Yahoo developed TensorFlowOnSpark (TFoS) in 2017 in order to bring the power of deep learning to Hadoop clusters using TensorFlow and Spark. Yahoo manages one of the largest Hadoop clusters in the world that’s nearly 500PB. TFoS combines the features of Apache TensorFlow and Apache Hadoop, enabling distributed deep learning on CPU and GPU servers clusters.


As shown in this figure, TensorFlowOnSpark works with Spark libraries, including SparkSQL, MLlib, etc, in a single program.

The following diagram shows the architecture of TensorFlowOnSpark:


TensorFlowOnSpark has two modes for data ingestion which include TensorFlow QueueRunners and Spark Feeding. The former reads data from HDFS files using file readers of TensorFlow and QueueRunner.
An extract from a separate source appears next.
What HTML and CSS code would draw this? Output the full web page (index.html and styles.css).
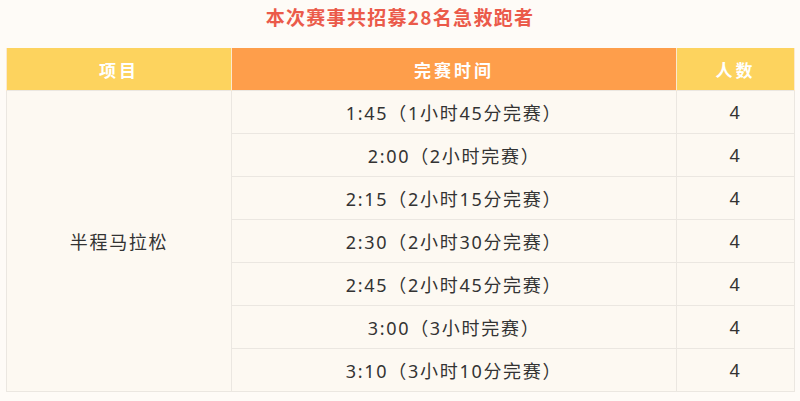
FILE: index.html
```
<!DOCTYPE html>
<html lang="zh">
<head>
<meta charset="utf-8">
<link rel="stylesheet" href="styles.css">
</head>
<body>
<div class="page">
  <h1 class="title">本次赛事共招募28名急救跑者</h1>
  <table class="grid">
    <colgroup>
      <col class="c1"><col class="c2"><col class="c3">
    </colgroup>
    <thead>
      <tr>
        <th class="h-yellow">项目</th>
        <th class="h-orange">完赛时间</th>
        <th class="h-yellow">人数</th>
      </tr>
    </thead>
    <tbody>
      <tr><td rowspan="7">半程马拉松</td><td>1:45（1小时45分完赛）</td><td>4</td></tr>
      <tr><td>2:00（2小时完赛）</td><td>4</td></tr>
      <tr><td>2:15（2小时15分完赛）</td><td>4</td></tr>
      <tr><td>2:30（2小时30分完赛）</td><td>4</td></tr>
      <tr><td>2:45（2小时45分完赛）</td><td>4</td></tr>
      <tr><td>3:00（3小时完赛）</td><td>4</td></tr>
      <tr><td>3:10（3小时10分完赛）</td><td>4</td></tr>
    </tbody>
  </table>
</div>
</body>
</html>
```
FILE: styles.css
```
html, body {
  margin: 0;
  padding: 0;
  background: #fefbf7;
}
.page {
  width: 800px;
  height: 401px;
  padding: 0 6px;
  box-sizing: border-box;
  font-family: "Noto Sans", "Noto Sans CJK SC", sans-serif;
}
.title {
  margin: 0;
  height: 48px;
  padding-top: 5px;
  box-sizing: border-box;
  text-align: center;
  font-size: 19px;
  line-height: 24px;
  letter-spacing: 1.3px;
  font-weight: 700;
  color: #eb5a4a;
  font-family: "Noto Sans CJK SC", sans-serif;
}
.grid {
  width: 788px;
  border-collapse: collapse;
  table-layout: fixed;
}
.c1 { width: 225px; }
.c2 { width: 445px; }
.c3 { width: 118px; }
.grid th {
  height: 42px;
  padding: 0;
  color: #ffffff;
  font-size: 17px;
  font-weight: 700;
  letter-spacing: 3px;
  text-align: center;
  border-left: 1px solid #fbe9cf;
  border-right: 1px solid #fbe9cf;
  font-family: "Noto Sans CJK SC", sans-serif;
}
.h-yellow { background: #fdd35e; }
.h-orange { background: #fe9e4b; }
.grid td {
  height: 42px;
  padding: 0;
  text-align: center;
  font-size: 18px;
  letter-spacing: 1.7px;
  color: #333333;
  background: #fdf9f2;
  border: 1px solid #ebe7e1;
}
```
On the other hand, Spark Feeding involves feeding iSpark RDD to Spark executors that feed it into the TensorFlow app

Features of TensorFlowOnSpark:

  • TensorFlowOnSpark supports all functionalities offered by TensorFlow including model/data parallelism, inferencing, synchronous/asynchronous training, and TensorBoard.
  • It allows direct server-to-server direct communication to yield faster learning.
  • Developers can easily integrate the AI framework with existing data processing pipelines.
  • Companies using TFoS: Airbnb, Coca-Cola, Dropbox, SAP, Intel, and AMD.